- GIVEN EXERCISE -
Print the full listing exactly.

- SOURCE DATA -
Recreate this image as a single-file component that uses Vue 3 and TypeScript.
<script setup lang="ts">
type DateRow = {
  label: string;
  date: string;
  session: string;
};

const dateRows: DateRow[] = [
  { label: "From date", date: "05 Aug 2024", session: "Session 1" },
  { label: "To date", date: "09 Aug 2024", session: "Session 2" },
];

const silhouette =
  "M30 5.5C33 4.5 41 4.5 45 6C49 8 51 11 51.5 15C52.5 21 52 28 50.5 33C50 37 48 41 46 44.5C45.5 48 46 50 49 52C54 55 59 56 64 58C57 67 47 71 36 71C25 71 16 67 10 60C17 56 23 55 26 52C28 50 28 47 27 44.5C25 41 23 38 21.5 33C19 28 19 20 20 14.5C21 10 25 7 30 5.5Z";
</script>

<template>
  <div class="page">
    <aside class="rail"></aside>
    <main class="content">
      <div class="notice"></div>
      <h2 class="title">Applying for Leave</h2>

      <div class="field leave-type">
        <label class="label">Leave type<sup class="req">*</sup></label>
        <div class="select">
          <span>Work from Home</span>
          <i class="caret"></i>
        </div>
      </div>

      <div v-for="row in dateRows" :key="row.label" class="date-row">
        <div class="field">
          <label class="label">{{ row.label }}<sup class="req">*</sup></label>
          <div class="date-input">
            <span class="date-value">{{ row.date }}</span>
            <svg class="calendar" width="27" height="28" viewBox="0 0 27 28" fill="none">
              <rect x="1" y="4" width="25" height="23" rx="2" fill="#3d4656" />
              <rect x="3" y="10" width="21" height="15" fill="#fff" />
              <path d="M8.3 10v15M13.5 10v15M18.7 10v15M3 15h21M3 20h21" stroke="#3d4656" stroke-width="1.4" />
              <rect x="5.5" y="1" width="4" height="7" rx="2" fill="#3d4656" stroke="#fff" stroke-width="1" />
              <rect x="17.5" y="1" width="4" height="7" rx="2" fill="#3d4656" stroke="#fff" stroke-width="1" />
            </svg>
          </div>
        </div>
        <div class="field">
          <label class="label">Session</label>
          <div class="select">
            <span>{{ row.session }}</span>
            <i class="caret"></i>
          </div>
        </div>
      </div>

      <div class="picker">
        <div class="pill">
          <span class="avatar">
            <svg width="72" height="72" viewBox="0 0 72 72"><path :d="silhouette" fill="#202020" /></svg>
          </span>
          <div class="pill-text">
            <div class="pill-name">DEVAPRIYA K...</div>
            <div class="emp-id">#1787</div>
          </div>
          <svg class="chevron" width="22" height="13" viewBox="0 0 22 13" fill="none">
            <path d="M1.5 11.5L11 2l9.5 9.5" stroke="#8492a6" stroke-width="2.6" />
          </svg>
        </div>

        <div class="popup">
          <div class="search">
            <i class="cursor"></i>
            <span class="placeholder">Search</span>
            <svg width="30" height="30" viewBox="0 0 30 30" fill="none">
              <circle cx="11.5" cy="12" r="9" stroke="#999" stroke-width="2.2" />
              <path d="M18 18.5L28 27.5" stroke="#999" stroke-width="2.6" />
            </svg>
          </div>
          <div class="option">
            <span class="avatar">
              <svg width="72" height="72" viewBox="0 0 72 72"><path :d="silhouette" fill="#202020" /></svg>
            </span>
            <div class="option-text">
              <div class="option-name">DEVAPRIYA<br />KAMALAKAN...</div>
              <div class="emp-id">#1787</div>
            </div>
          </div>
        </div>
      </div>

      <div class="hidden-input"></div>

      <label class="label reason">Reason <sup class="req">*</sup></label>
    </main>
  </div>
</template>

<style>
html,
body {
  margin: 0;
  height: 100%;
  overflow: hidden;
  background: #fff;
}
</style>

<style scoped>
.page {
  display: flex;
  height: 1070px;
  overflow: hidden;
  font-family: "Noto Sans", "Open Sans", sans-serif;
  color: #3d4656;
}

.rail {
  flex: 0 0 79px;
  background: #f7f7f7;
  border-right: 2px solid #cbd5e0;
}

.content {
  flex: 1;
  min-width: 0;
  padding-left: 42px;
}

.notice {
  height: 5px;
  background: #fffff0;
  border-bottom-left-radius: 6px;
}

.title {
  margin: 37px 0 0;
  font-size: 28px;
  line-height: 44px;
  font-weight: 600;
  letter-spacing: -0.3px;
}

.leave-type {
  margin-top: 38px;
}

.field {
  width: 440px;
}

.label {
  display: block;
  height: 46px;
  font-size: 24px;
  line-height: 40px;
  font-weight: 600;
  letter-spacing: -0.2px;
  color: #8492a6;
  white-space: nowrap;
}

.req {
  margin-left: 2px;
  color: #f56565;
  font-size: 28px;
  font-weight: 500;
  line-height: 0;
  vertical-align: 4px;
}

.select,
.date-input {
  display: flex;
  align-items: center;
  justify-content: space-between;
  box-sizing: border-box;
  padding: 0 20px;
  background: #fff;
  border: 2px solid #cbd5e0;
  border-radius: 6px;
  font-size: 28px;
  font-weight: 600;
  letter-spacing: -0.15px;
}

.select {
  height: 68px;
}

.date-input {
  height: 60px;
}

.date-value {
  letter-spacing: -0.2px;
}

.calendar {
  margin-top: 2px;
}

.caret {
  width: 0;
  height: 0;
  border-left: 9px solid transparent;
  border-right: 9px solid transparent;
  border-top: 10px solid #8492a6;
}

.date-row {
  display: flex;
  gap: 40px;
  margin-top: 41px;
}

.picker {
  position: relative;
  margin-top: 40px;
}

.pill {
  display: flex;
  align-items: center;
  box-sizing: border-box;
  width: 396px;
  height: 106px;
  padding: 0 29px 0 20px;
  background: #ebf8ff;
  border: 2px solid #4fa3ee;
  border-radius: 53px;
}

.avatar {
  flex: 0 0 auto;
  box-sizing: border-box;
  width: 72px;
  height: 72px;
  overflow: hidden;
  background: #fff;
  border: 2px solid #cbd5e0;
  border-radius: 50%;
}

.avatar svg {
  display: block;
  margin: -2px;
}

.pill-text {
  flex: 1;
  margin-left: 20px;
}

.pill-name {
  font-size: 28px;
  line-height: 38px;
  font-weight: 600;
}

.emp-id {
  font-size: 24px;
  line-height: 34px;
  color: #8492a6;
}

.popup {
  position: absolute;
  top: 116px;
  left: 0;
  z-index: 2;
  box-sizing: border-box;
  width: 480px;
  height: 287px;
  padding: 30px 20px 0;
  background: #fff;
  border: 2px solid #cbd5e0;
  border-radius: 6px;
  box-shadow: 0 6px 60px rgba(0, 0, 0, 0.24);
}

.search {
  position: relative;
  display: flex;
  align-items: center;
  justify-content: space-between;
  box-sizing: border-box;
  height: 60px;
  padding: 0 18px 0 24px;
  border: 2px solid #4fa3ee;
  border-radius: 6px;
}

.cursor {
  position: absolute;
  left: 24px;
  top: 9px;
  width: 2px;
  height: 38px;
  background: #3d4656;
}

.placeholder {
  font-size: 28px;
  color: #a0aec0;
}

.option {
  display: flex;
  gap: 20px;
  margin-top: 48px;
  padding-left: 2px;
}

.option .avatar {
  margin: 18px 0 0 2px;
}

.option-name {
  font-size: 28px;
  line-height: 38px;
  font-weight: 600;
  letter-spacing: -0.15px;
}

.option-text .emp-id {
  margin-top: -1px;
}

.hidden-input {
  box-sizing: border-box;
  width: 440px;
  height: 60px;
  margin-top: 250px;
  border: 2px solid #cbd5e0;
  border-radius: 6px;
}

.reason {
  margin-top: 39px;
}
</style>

- COMPLETED TASK -
Recreate this image as a single-file component that uses Vue 3 and TypeScript.
<script setup lang="ts">
type DateRow = {
  label: string;
  date: string;
  session: string;
};

const dateRows: DateRow[] = [
  { label: "From date", date: "05 Aug 2024", session: "Session 1" },
  { label: "To date", date: "09 Aug 2024", session: "Session 2" },
];

const silhouette =
  "M30 5.5C33 4.5 41 4.5 45 6C49 8 51 11 51.5 15C52.5 21 52 28 50.5 33C50 37 48 41 46 44.5C45.5 48 46 50 49 52C54 55 59 56 64 58C57 67 47 71 36 71C25 71 16 67 10 60C17 56 23 55 26 52C28 50 28 47 27 44.5C25 41 23 38 21.5 33C19 28 19 20 20 14.5C21 10 25 7 30 5.5Z";
</script>

<template>
  <div class="page">
    <aside class="rail"></aside>
    <main class="content">
      <div class="notice"></div>
      <h2 class="title">Applying for Leave</h2>

      <div class="field leave-type">
        <label class="label">Leave type<sup class="req">*</sup></label>
        <div class="select">
          <span>Work from Home</span>
          <i class="caret"></i>
        </div>
      </div>

      <div v-for="row in dateRows" :key="row.label" class="date-row">
        <div class="field">
          <label class="label">{{ row.label }}<sup class="req">*</sup></label>
          <div class="date-input">
            <span class="date-value">{{ row.date }}</span>
            <svg class="calendar" width="27" height="28" viewBox="0 0 27 28" fill="none">
              <rect x="1" y="4" width="25" height="23" rx="2" fill="#3d4656" />
              <rect x="3" y="10" width="21" height="15" fill="#fff" />
              <path d="M8.3 10v15M13.5 10v15M18.7 10v15M3 15h21M3 20h21" stroke="#3d4656" stroke-width="1.4" />
              <rect x="5.5" y="1" width="4" height="7" rx="2" fill="#3d4656" stroke="#fff" stroke-width="1" />
              <rect x="17.5" y="1" width="4" height="7" rx="2" fill="#3d4656" stroke="#fff" stroke-width="1" />
            </svg>
          </div>
        </div>
        <div class="field">
          <label class="label">Session</label>
          <div class="select">
            <span>{{ row.session }}</span>
            <i class="caret"></i>
          </div>
        </div>
      </div>

      <div class="picker">
        <div class="pill">
          <span class="avatar">
            <svg width="72" height="72" viewBox="0 0 72 72"><path :d="silhouette" fill="#202020" /></svg>
          </span>
          <div class="pill-text">
            <div class="pill-name">DEVAPRIYA K...</div>
            <div class="emp-id">#1787</div>
          </div>
          <svg class="chevron" width="22" height="13" viewBox="0 0 22 13" fill="none">
            <path d="M1.5 11.5L11 2l9.5 9.5" stroke="#8492a6" stroke-width="2.6" />
          </svg>
        </div>

        <div class="popup">
          <div class="search">
            <i class="cursor"></i>
            <span class="placeholder">Search</span>
            <svg width="30" height="30" viewBox="0 0 30 30" fill="none">
              <circle cx="11.5" cy="12" r="9" stroke="#999" stroke-width="2.2" />
              <path d="M18 18.5L28 27.5" stroke="#999" stroke-width="2.6" />
            </svg>
          </div>
          <div class="option">
            <span class="avatar">
              <svg width="72" height="72" viewBox="0 0 72 72"><path :d="silhouette" fill="#202020" /></svg>
            </span>
            <div class="option-text">
              <div class="option-name">DEVAPRIYA<br />KAMALAKAN...</div>
              <div class="emp-id">#1787</div>
            </div>
          </div>
        </div>
      </div>

      <div class="hidden-input"></div>

      <label class="label reason">Reason <sup class="req">*</sup></label>
    </main>
  </div>
</template>

<style>
html,
body {
  margin: 0;
  height: 100%;
  overflow: hidden;
  background: #fff;
}
</style>

<style scoped>
.page {
  display: flex;
  height: 1070px;
  overflow: hidden;
  font-family: "Noto Sans", "Open Sans", sans-serif;
  color: #3d4656;
}

.rail {
  flex: 0 0 79px;
  background: #f7f7f7;
  border-right: 2px solid #cbd5e0;
}

.content {
  flex: 1;
  min-width: 0;
  padding-left: 42px;
}

.notice {
  height: 5px;
  background: #fffff0;
  border-bottom-left-radius: 6px;
}

.title {
  margin: 37px 0 0;
  font-size: 28px;
  line-height: 44px;
  font-weight: 600;
  letter-spacing: -0.3px;
}

.leave-type {
  margin-top: 38px;
}

.field {
  width: 440px;
}

.label {
  display: block;
  height: 46px;
  font-size: 24px;
  line-height: 40px;
  font-weight: 600;
  letter-spacing: -0.2px;
  color: #8492a6;
  white-space: nowrap;
}

.req {
  margin-left: 2px;
  color: #f56565;
  font-size: 28px;
  font-weight: 500;
  line-height: 0;
  vertical-align: 4px;
}

.select,
.date-input {
  display: flex;
  align-items: center;
  justify-content: space-between;
  box-sizing: border-box;
  padding: 0 20px;
  background: #fff;
  border: 2px solid #cbd5e0;
  border-radius: 6px;
  font-size: 28px;
  font-weight: 600;
  letter-spacing: -0.15px;
}

.select {
  height: 68px;
}

.date-input {
  height: 60px;
}

.date-value {
  letter-spacing: -0.2px;
}

.calendar {
  margin-top: 2px;
}

.caret {
  width: 0;
  height: 0;
  border-left: 9px solid transparent;
  border-right: 9px solid transparent;
  border-top: 10px solid #8492a6;
}

.date-row {
  display: flex;
  gap: 40px;
  margin-top: 41px;
}

.picker {
  position: relative;
  margin-top: 40px;
}

.pill {
  display: flex;
  align-items: center;
  box-sizing: border-box;
  width: 396px;
  height: 106px;
  padding: 0 29px 0 20px;
  background: #ebf8ff;
  border: 2px solid #4fa3ee;
  border-radius: 53px;
}

.avatar {
  flex: 0 0 auto;
  box-sizing: border-box;
  width: 72px;
  height: 72px;
  overflow: hidden;
  background: #fff;
  border: 2px solid #cbd5e0;
  border-radius: 50%;
}

.avatar svg {
  display: block;
  margin: -2px;
}

.pill-text {
  flex: 1;
  margin-left: 20px;
}

.pill-name {
  font-size: 28px;
  line-height: 38px;
  font-weight: 600;
}

.emp-id {
  font-size: 24px;
  line-height: 34px;
  color: #8492a6;
}

.popup {
  position: absolute;
  top: 116px;
  left: 0;
  z-index: 2;
  box-sizing: border-box;
  width: 480px;
  height: 287px;
  padding: 30px 20px 0;
  background: #fff;
  border: 2px solid #cbd5e0;
  border-radius: 6px;
  box-shadow: 0 6px 60px rgba(0, 0, 0, 0.24);
}

.search {
  position: relative;
  display: flex;
  align-items: center;
  justify-content: space-between;
  box-sizing: border-box;
  height: 60px;
  padding: 0 18px 0 24px;
  border: 2px solid #4fa3ee;
  border-radius: 6px;
}

.cursor {
  position: absolute;
  left: 24px;
  top: 9px;
  width: 2px;
  height: 38px;
  background: #3d4656;
}

.placeholder {
  font-size: 28px;
  color: #a0aec0;
}

.option {
  display: flex;
  gap: 20px;
  margin-top: 48px;
  padding-left: 2px;
}

.option .avatar {
  margin: 18px 0 0 2px;
}

.option-name {
  font-size: 28px;
  line-height: 38px;
  font-weight: 600;
  letter-spacing: -0.15px;
}

.option-text .emp-id {
  margin-top: -1px;
}

.hidden-input {
  box-sizing: border-box;
  width: 440px;
  height: 60px;
  margin-top: 250px;
  border: 2px solid #cbd5e0;
  border-radius: 6px;
}

.reason {
  margin-top: 39px;
}
</style>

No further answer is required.